Third, the Ioniq sources a measure of joy from cornering that the Prius never will. Again, the Ioniq isn't a keen handler, but the steering responds quickly enough, the nose tucks in, the body rolls but not too much, and the rear end copes with rough mid-corner pavement. The Prius copes, too, but the Toyota's always suggesting that you don't really want to drive down a twisty road this quickly, do you?

Those aren't the only Ioniq high points — the cabin is of a high quality, NVH is minimal, the feature count is typically Hyundai high, and the cargo area is shaped for hauling – but they serve to describe ways in which the Ioniq highlights the Prius's weak points at a particularly weak moment for the Prius.

There are potential pitfalls. The dual-clutch transmission is, thankfully, not the Prius's CVT. But it's not an especially quick shifter, and quick shifting is the claim to fame of DCTs. Moreover, Hyundai's DCT can become confused, clunky, and laggardly at low speeds and low revs, particularly when the powertrain is shuffling its responsibilities. 

Rear visibility, with a pillar bisecting the rear window precisely where a snowplow ought to appear in your rearview mirror, is awful. 

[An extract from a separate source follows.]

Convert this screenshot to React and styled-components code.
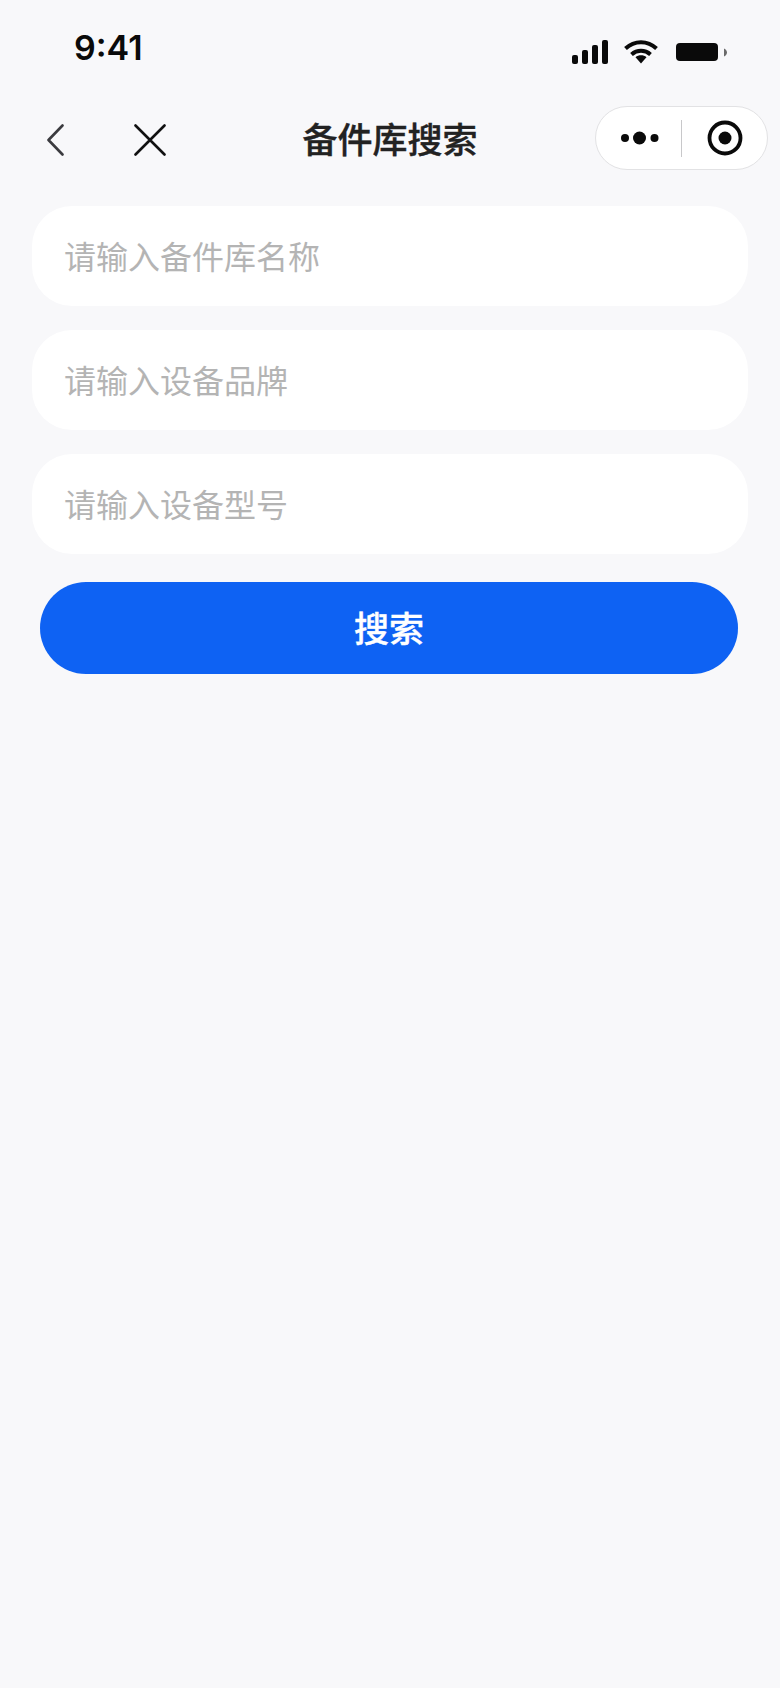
import React from "react";
import styled, { createGlobalStyle } from "styled-components";

const Global = createGlobalStyle`
  html, body { margin: 0; padding: 0; background: #f8f8fa; }
  * { box-sizing: border-box; }
`;
const Page = styled.div`
  width: 780px; height: 1688px; background: #f8f8fa; overflow: hidden;
  font-family: "Noto Sans CJK SC", "Noto Sans", sans-serif;
`;
const StatusBar = styled.div`
  height: 96px; display: flex; justify-content: space-between; align-items: flex-start;
  padding: 27px 53px 0 74px;
`;
const Time = styled.div`
  font-family: Inter, sans-serif; font-size: 34px; line-height: 42px; font-weight: 600; color: #0a0a0a; letter-spacing: 0;
`;
const StatusIcons = styled.div`
  display: flex; align-items: flex-start; gap: 16px; padding-top: 13px;
`;
const NavBar = styled.div`
  height: 85px; display: grid; grid-template-columns: 1fr auto 1fr; align-items: center; padding: 0 12px 0 12px;
`;
const NavLeft = styled.div`
  display: flex; align-items: center; gap: 70px; padding: 2px 0 0 35px;
`;
const Title = styled.div`
  text-align: center; font-size: 35px; font-weight: 500; line-height: 48px; color: #222; margin-top: -2px;
  -webkit-text-stroke: 0.4px #222;
`;
const Capsule = styled.div`
  justify-self: end; width: 173px; height: 64px; border-radius: 32px; background: #fff; border: 1px solid #e2e2e4;
  display: flex; align-items: center; margin-top: -1px;
`;
const CapsuleSide = styled.div`
  flex: 1; display: flex; justify-content: center; align-items: center;
`;
const Divider = styled.div`
  width: 1px; height: 37px; background: #c8c8ca;
`;
const Form = styled.div`
  display: flex; flex-direction: column; gap: 24px; padding: 25px 32px 0;
`;
const Field = styled.input`
  display: block; width: 716px; height: 100px; border: none; outline: none; border-radius: 40px; background: #fff;
  padding: 0 32px 2px; font: 400 32px/44px "Noto Sans CJK SC", sans-serif; color: #222;
  &::placeholder { color: #b4b4b4; opacity: 1; }
`;
const SearchButton = styled.button`
  display: block; width: 698px; height: 92px; margin: 28px 0 0 40px; border: none; border-radius: 46px;
  background: #0e62f3; color: #fff; font: 500 35px/46px "Noto Sans CJK SC", sans-serif; padding: 0 0 2px;
  -webkit-text-stroke: 0.4px #fff;
`;

const Signal = () => (
  <svg width="36" height="24" viewBox="0 0 36 24" fill="#0a0a0a">
    <rect x="0" y="15" width="6" height="9" rx="2" />
    <rect x="10" y="10" width="6" height="14" rx="2" />
    <rect x="20" y="5" width="6" height="19" rx="2" />
    <rect x="30" y="0" width="6" height="24" rx="2" />
  </svg>
);
const Wifi = () => (
  <svg width="34" height="24" viewBox="0 0 34 24" fill="none" stroke="#0a0a0a" strokeWidth="4">
    <path d="M1.5 8.5C10.5 0 23.5 0 32.5 8.5" />
    <path d="M7.5 14.5C13 9.6 21 9.6 26.5 14.5" />
    <path d="M11.5 17.2L17 23.5L22.5 17.2C19.5 14.6 14.5 14.6 11.5 17.2Z" fill="#0a0a0a" stroke="none" />
  </svg>
);
const Battery = () => (
  <svg width="53" height="22" viewBox="-2 0 53 22" fill="#0a0a0a">
    <rect x="0" y="3" width="42" height="18" rx="4" />
    <path d="M48 8.5C50 9.5 51 11 51 12.5C51 14 50 15.5 48 16.5Z" fill="#6a6a6a" />
  </svg>
);
const Back = () => (
  <svg width="17" height="32" viewBox="0 0 17 32" fill="none" stroke="#3b3b3f" strokeWidth="2.6" strokeLinecap="round" strokeLinejoin="round">
    <path d="M15.5 1.5L1.5 16L15.5 30.5" />
  </svg>
);
const Close = () => (
  <svg width="32" height="32" viewBox="0 0 32 32" fill="none" stroke="#111" strokeWidth="2.6" strokeLinecap="round">
    <path d="M1.5 1.5L30.5 30.5M30.5 1.5L1.5 30.5" />
  </svg>
);
const DotsWrap = styled.svg`
  margin-left: 3px;
`;
const Dots = () => (
  <DotsWrap width="38" height="14" viewBox="0 0 38 14" fill="#0a0a0a">
    <circle cx="4" cy="7" r="4" />
    <circle cx="18.5" cy="7" r="6.5" />
    <circle cx="33.5" cy="7" r="4" />
  </DotsWrap>
);
const Record = () => (
  <svg width="36" height="36" viewBox="0 0 36 36" fill="none">
    <circle cx="18" cy="18" r="15.5" stroke="#0a0a0a" strokeWidth="3.8" />
    <circle cx="18" cy="18" r="6.5" fill="#0a0a0a" />
  </svg>
);

export default function App() {
  return (
    <Page>
      <Global />
      <StatusBar>
        <Time>9:41</Time>
        <StatusIcons>
          <Signal />
          <Wifi />
          <Battery />
        </StatusIcons>
      </StatusBar>
      <NavBar>
        <NavLeft>
          <Back />
          <Close />
        </NavLeft>
        <Title>备件库搜索</Title>
        <Capsule>
          <CapsuleSide><Dots /></CapsuleSide>
          <Divider />
          <CapsuleSide><Record /></CapsuleSide>
        </Capsule>
      </NavBar>
      <Form>
        <Field placeholder="请输入备件库名称" />
        <Field placeholder="请输入设备品牌" />
        <Field placeholder="请输入设备型号" />
      </Form>
      <SearchButton>搜索</SearchButton>
    </Page>
  );
}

With my near-six-foot frame in the driver's seat, a front-facing child has no foot space and a rear-facing child seat required the front passenger to be moved far forward. Hyundai demands you pay midsize money for the Ioniq, but you won't get midsize space.

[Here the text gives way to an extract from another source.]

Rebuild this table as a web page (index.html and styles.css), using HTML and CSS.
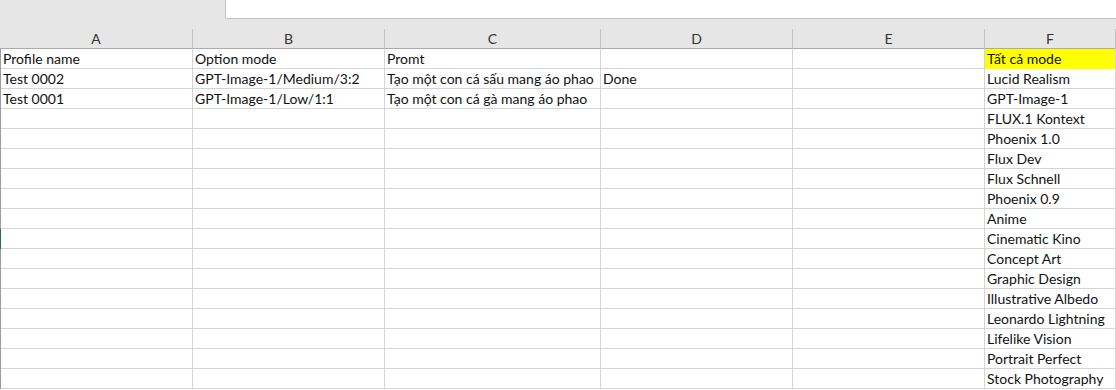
FILE: index.html
```html
<!DOCTYPE html>
<html lang="vi">
<head>
    <meta charset="UTF-8">
    <meta name="viewport" content="width=device-width, initial-scale=1.0">
    <title>Sheet1</title>
    <link rel="stylesheet" href="styles.css">
</head>
<body>

    <div class="topbar">
        <div class="namebox-area"></div>
        <div class="formula-box"></div>
    </div>
    <div class="gap-strip"></div>

    <div class="sheet">
        <div class="col-head">A</div>
        <div class="col-head">B</div>
        <div class="col-head">C</div>
        <div class="col-head">D</div>
        <div class="col-head">E</div>
        <div class="col-head">F</div>
    </div>

    <div class="grid" id="grid"></div>

    <script>
        var rows = [
            ["Profile name", "Option mode", "Promt", "", "", "Tất cả mode"],
            ["Test 0002", "GPT-Image-1/Medium/3:2", "Tạo một con cá sấu mang áo phao", "Done", "", "Lucid Realism"],
            ["Test 0001", "GPT-Image-1/Low/1:1", "Tạo một con cá gà mang áo phao", "", "", "GPT-Image-1"],
            ["", "", "", "", "", "FLUX.1 Kontext"],
            ["", "", "", "", "", "Phoenix 1.0"],
            ["", "", "", "", "", "Flux Dev"],
            ["", "", "", "", "", "Flux Schnell"],
            ["", "", "", "", "", "Phoenix 0.9"],
            ["", "", "", "", "", "Anime"],
            ["", "", "", "", "", "Cinematic Kino"],
            ["", "", "", "", "", "Concept Art"],
            ["", "", "", "", "", "Graphic Design"],
            ["", "", "", "", "", "Illustrative Albedo"],
            ["", "", "", "", "", "Leonardo Lightning"],
            ["", "", "", "", "", "Lifelike Vision"],
            ["", "", "", "", "", "Portrait Perfect"],
            ["", "", "", "", "", "Stock Photography"]
        ];

        var grid = document.getElementById("grid");
        rows.forEach(function (row, i) {
            var r = document.createElement("div");
            r.className = "row";
            // dong dang chon (hang 10)
            if (i === 9) r.classList.add("selected");
            row.forEach(function (text, j) {
                var c = document.createElement("div");
                c.className = "cell";
                if (i === 0 && j === 5) c.classList.add("yellow");
                c.textContent = text;
                r.appendChild(c);
            });
            grid.appendChild(r);
        });
    </script>

</body>
</html>
```

FILE: styles.css
```css
body {
    margin: 0;
    background-color: white;
    font-family: Lato, "Open Sans", sans-serif;
    font-size: 14px;
    color: #111;
    overflow: hidden;
    height: 390px;
}

.topbar {
    display: flex;
    height: 19px;
    background: #e6e6e6;
}

.namebox-area {
    width: 225px;
}

.formula-box {
    flex: 1;
    background: white;
    border-left: 1px solid #c6c6c6;
    border-bottom: 1px solid #c6c6c6;
}

.gap-strip {
    height: 10px;
    background: #e6e6e6;
}

.sheet,
.row {
    display: grid;
    grid-template-columns: 193px 192px 216px 192px 192px 1fr;
}

.sheet {
    height: 20px;
    background: #e6e6e6;
    border-bottom: 1px solid #ababab;
    box-sizing: border-box;
}

.col-head {
    text-align: center;
    color: #333;
    line-height: 20px;
    border-right: 1px solid #c4c4c4;
}

.row {
    height: 20px;
    box-sizing: border-box;
    border-bottom: 1px solid #d4d4d4;
}

.row .cell:first-child {
    border-left: 1px solid #9c9c9c;
}

.row.selected .cell:first-child {
    border-left-color: #217346;
}

.cell {
    border-right: 1px solid #d4d4d4;
    padding-left: 2px;
    line-height: 20px;
    white-space: nowrap;
    overflow: visible;
}

.yellow {
    background: #ffff00;
}
```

And while offering better backroad behaviour than the Prius, ride quality at the rear end can be jarring. The Ioniq we're testing is shod with low-profile winter tires, not the 195/55R15 efficiency-oriented tires of our test Prius but rather 225/45R17 Michelin X-ice winters. Equip both cars with the Hyundai's wider, lower-profile rubber and the Prius may shine more brightly in corners. Equip both cars with the Prius's tires and perhaps the Hyundai's periodically harsh impacts would be eliminated.

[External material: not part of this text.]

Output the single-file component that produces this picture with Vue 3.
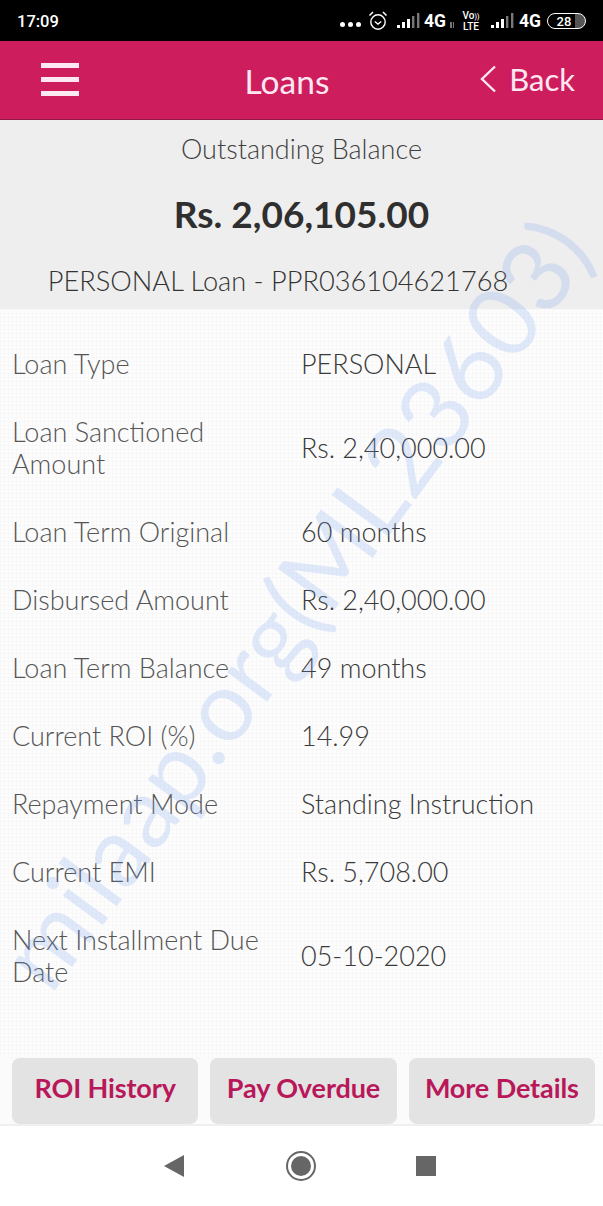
<script setup>
const rows = [
  { label: 'Loan Type', value: 'PERSONAL' },
  { label: 'Loan Sanctioned Amount', value: 'Rs. 2,40,000.00' },
  { label: 'Loan Term Original', value: '60 months' },
  { label: 'Disbursed Amount', value: 'Rs. 2,40,000.00' },
  { label: 'Loan Term Balance', value: '49 months' },
  { label: 'Current ROI (%)', value: '14.99' },
  { label: 'Repayment Mode', value: 'Standing Instruction' },
  { label: 'Current EMI', value: 'Rs. 5,708.00' },
  { label: 'Next Installment Due Date', value: '05-10-2020' },
]
const actions = ['ROI History', 'Pay Overdue', 'More Details']
</script>

<template>
  <div class="screen">
    <div class="status">
      <span class="time">17:09</span>
      <div class="status-right">
        <span class="dots"><i></i><i></i><i></i></span>
        <svg class="alarm" width="20" height="21" viewBox="0 0 20 21" fill="none" stroke="#fff">
          <circle cx="10" cy="12" r="7.200" stroke-width="1.400" />
          <path d="M6.800 11.500l3.200 2.600 3.200-2.600" stroke-width="1.300" />
          <path d="M1.500 5.500L5 2M18.500 5.500L15 2" stroke-width="1.500" />
        </svg>
        <svg class="signal" width="23" height="16" viewBox="0 0 23 16">
          <rect x="0" y="12" width="3" height="3" fill="#fff" />
          <rect x="5" y="9" width="3" height="6" fill="#fff" />
          <rect x="10" y="6" width="3" height="9" fill="#fff" />
          <rect x="15" y="3" width="2.400" height="12" fill="#777" />
          <rect x="20" y="0" width="2.400" height="15" fill="#777" />
        </svg>
        <span class="net">4G</span>
        <span class="arrows"><i></i><i></i></span>
        <span class="volte">Vo<span class="vo-mark">))</span><br />LTE</span>
        <svg class="signal second" width="23" height="16" viewBox="0 0 23 16">
          <rect x="0" y="12" width="3" height="3" fill="#fff" />
          <rect x="5" y="9" width="3" height="6" fill="#fff" />
          <rect x="10" y="6" width="3" height="9" fill="#fff" />
          <rect x="15" y="3" width="2.400" height="12" fill="#777" />
          <rect x="20" y="0" width="2.400" height="15" fill="#777" />
        </svg>
        <span class="net">4G</span>
        <span class="battery"><span class="battery-level">28</span></span>
      </div>
    </div>

    <header class="topbar">
      <button class="menu" aria-label="Menu"><i></i><i></i><i></i></button>
      <h1 class="title">Loans</h1>
      <div class="back">
        <svg width="18" height="30" viewBox="0 0 18 30" fill="none" stroke="#fde8f2" stroke-width="2.400">
          <path d="M16 2.500L3 15 16 27.500" />
        </svg>
        <span>Back</span>
      </div>
    </header>

    <section class="summary">
      <p class="summary-label">Outstanding Balance</p>
      <p class="summary-amount">Rs. 2,06,105.00</p>
      <p class="summary-id">PERSONAL Loan - PPR036104621768</p>
    </section>

    <main class="details">
      <div v-for="row in rows" :key="row.label" class="row">
        <span class="label">{{ row.label }}</span>
        <span class="value">{{ row.value }}</span>
      </div>
    </main>

    <div class="actions">
      <button v-for="a in actions" :key="a" class="action">{{ a }}</button>
    </div>

    <nav class="navbar">
      <svg class="nav-back" width="22" height="24" viewBox="0 0 22 24"><path d="M21 1v22L1 12z" fill="#666" /></svg>
      <svg class="nav-home" width="30" height="32" viewBox="0 0 30 32">
        <circle cx="15" cy="16" r="14" fill="none" stroke="#666" stroke-width="2" />
        <circle cx="15" cy="16" r="10" fill="#666" />
      </svg>
      <span class="recent"></span>
    </nav>

    <div class="watermark">milaap.org(ML23603)</div>
  </div>
</template>

<style scoped>
.screen {
  position: relative;
  width: 603px;
  height: 1206px;
  overflow: hidden;
  display: flex;
  flex-direction: column;
  background-color: #fdfdfd;
  font-family: Lato, "Liberation Sans", sans-serif;
  color: #3f3f3f;
}
.status {
  height: 41px;
  flex: none;
  background: #000;
  color: #fff;
  display: flex;
  align-items: center;
  justify-content: space-between;
  padding: 0 17px;
  box-sizing: border-box;
  font-family: Roboto, sans-serif;
}
.time { font-size: 16.500px; font-weight: 500; margin-top: 2px; }
.status-right { display: flex; align-items: center; margin-top: 1px; }
.dots { display: flex; gap: 3px; margin-right: 7px; margin-top: 6px; }
.dots i { width: 5px; height: 5px; border-radius: 50%; background: #fff; }
.alarm { margin-right: 9px; margin-top: -2px; }
.signal { margin-right: 4px; }
.signal.second { margin-right: 5px; }
.net { font-size: 17.500px; font-weight: 700; line-height: 20px; }
.arrows { display: flex; gap: 1px; align-items: flex-end; width: 6px; height: 7px; margin: 6px 0 0 4px; }
.arrows i { width: 1.500px; height: 6px; background: #777; }
.volte {
  font-size: 10px;
  line-height: 10px;
  font-weight: 500;
  text-align: center;
  width: 20px;
  margin: 0 10px 0 5px;
  white-space: nowrap;
}
.vo-mark { font-size: 7px; }
.battery {
  width: 39px;
  height: 16px;
  margin-left: 6px;
  box-sizing: border-box;
  border: 1.500px solid #fff;
  border-radius: 9px;
  display: flex;
  align-items: center;
  justify-content: center;
  font-size: 13px;
  font-weight: 500;
  background: linear-gradient(90deg, #000 74%, #555 74%);
}
.battery-level { margin-right: 5px; }
.topbar {
  height: 79px;
  flex: none;
  background: #cd1d5d;
  border-bottom: 1px solid #8e1a45;
  box-sizing: border-box;
  display: flex;
  align-items: center;
  justify-content: space-between;
  padding: 0 28px 0 41px;
  position: relative;
  color: #fde8f2;
}
.menu {
  display: flex;
  flex-direction: column;
  gap: 9px;
  padding: 0;
  border: 0;
  background: none;
  width: 38px;
  margin-bottom: 2px;
}
.menu i { display: block; height: 5px; background: #fde8f2; }
.title {
  position: absolute;
  left: 0;
  right: 0;
  top: 20px;
  margin: 0 0 0 -29px;
  text-align: center;
  font-size: 33.500px;
  line-height: 40px;
  font-weight: 400;
  pointer-events: none;
}
.back {
  display: flex;
  align-items: center;
  gap: 12px;
  font-size: 31px;
  line-height: 40px;
  margin-bottom: 3px;
}
.summary {
  height: 189px;
  flex: none;
  background: #eeeeee;
  box-sizing: border-box;
  text-align: center;
  padding-top: 12px;
}
.summary p { margin: 0; }
.summary-label { font-size: 27px; line-height: 34px; font-weight: 300; }
.summary-amount {
  font-size: 37px;
  line-height: 46px;
  font-weight: 700;
  color: #2f2f2f;
  margin-top: 25px !important;
}
.summary-id {
  font-size: 27.200px;
  line-height: 34px;
  font-weight: 300;
  margin-top: 27px !important;
  padding-right: 47px;
  color: #333;
}
.details {
  flex: 1;
  padding-top: 39px;
  min-height: 0;
  background-image:
    repeating-linear-gradient(90deg, #f8f8f8 0 1px, transparent 1px 4px),
    repeating-linear-gradient(0deg, #f8f8f8 0 1px, transparent 1px 4px);
}
.row {
  display: grid;
  grid-template-columns: 289px 1fr;
  align-items: center;
  padding: 0 12px;
  margin-bottom: 36px;
  font-size: 27px;
  line-height: 32px;
  font-weight: 300;
}
.label { color: #555; padding-right: 20px; }
.value { color: #3a3a3a; }
.actions {
  flex: none;
  display: flex;
  gap: 12px;
  padding: 0 8px 0 12px;
  height: 68px;
  border-bottom: 2px solid #f0f0f0;
  box-sizing: border-box;
  background-color: #fbfbfb;
}
.action {
  flex: 1;
  height: 66px;
  padding: 0 0 8px;
  border: 0;
  border-radius: 8px;
  background: #e3e3e3;
  color: #b8185a;
  font-family: inherit;
  font-size: 27px;
  font-weight: 700;
  letter-spacing: -0.100px;
  white-space: nowrap;
}
.navbar {
  height: 80px;
  flex: none;
  background: #fff;
  display: flex;
  align-items: center;
  padding-left: 163px;
}
.nav-home { margin-left: 101px; }
.recent { margin-left: 100px; width: 20px; height: 20px; background: #666; }
.watermark {
  position: absolute;
  left: 293px;
  top: 602px;
  transform: translate(-50%, -50%) rotate(-53.700deg);
  font-size: 98px;
  line-height: 1;
  font-weight: 400;
  white-space: nowrap;
  color: rgba(110, 155, 240, 0.2);
  pointer-events: none;
}
</style>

The Ioniq's stiffer ride would be more quickly tolerated if the car manifested real responsiveness. There's periodic pillowiness, however, where the Ioniq doesn't want to buckle down quite as hastily as its stiff ride suggests it will. More dynamic than a Prius, sure, but not a sports sedan.

The winter tires, meanwhile, may have contributed to somewhat disappointing real-world fuel economy results. While the Prius we tested last May drank only 4.1 L/100km, this Hyundai required more than 20% more fuel. The season isn't favourable. Neither are the winter tires and the fact that the Ioniq's odometer, with only around 1000 kilometres at arrival (and 1500 at departure) shows a very fresh car. 

At this high level of efficiency, the difference between 4.1 L/100km and 5.1 L/100k is slight in financial terms. 

But the Ioniq's supposed to beat the Prius. And in one major way, it didn't. 

IS ANYONE BUYING IT?
Not yet. The Ioniq has registered some Canadian sales figures, but only as Hyundai registers the first copies, such as our test car. GCBC will be tracking Ioniq sales figures as Hyundai reports them.

SHOULD I BUY SOMETHING ELSE INSTEAD?
Outside of more affordable conventionally-powered compact cars with surprisingly low fuel consumption, prime Ioniq competition sits inside Toyota and Kia showrooms. 

The Toyota is obvious: the Prius has been around for two decades and in fourth-gen form, it's stone cold reliable; an entirely known entity. But the Prius is quirky in some unfortunate ways. The shifter is annoying, it doesn't always feel sufficiently powerful, and there are many weird noises.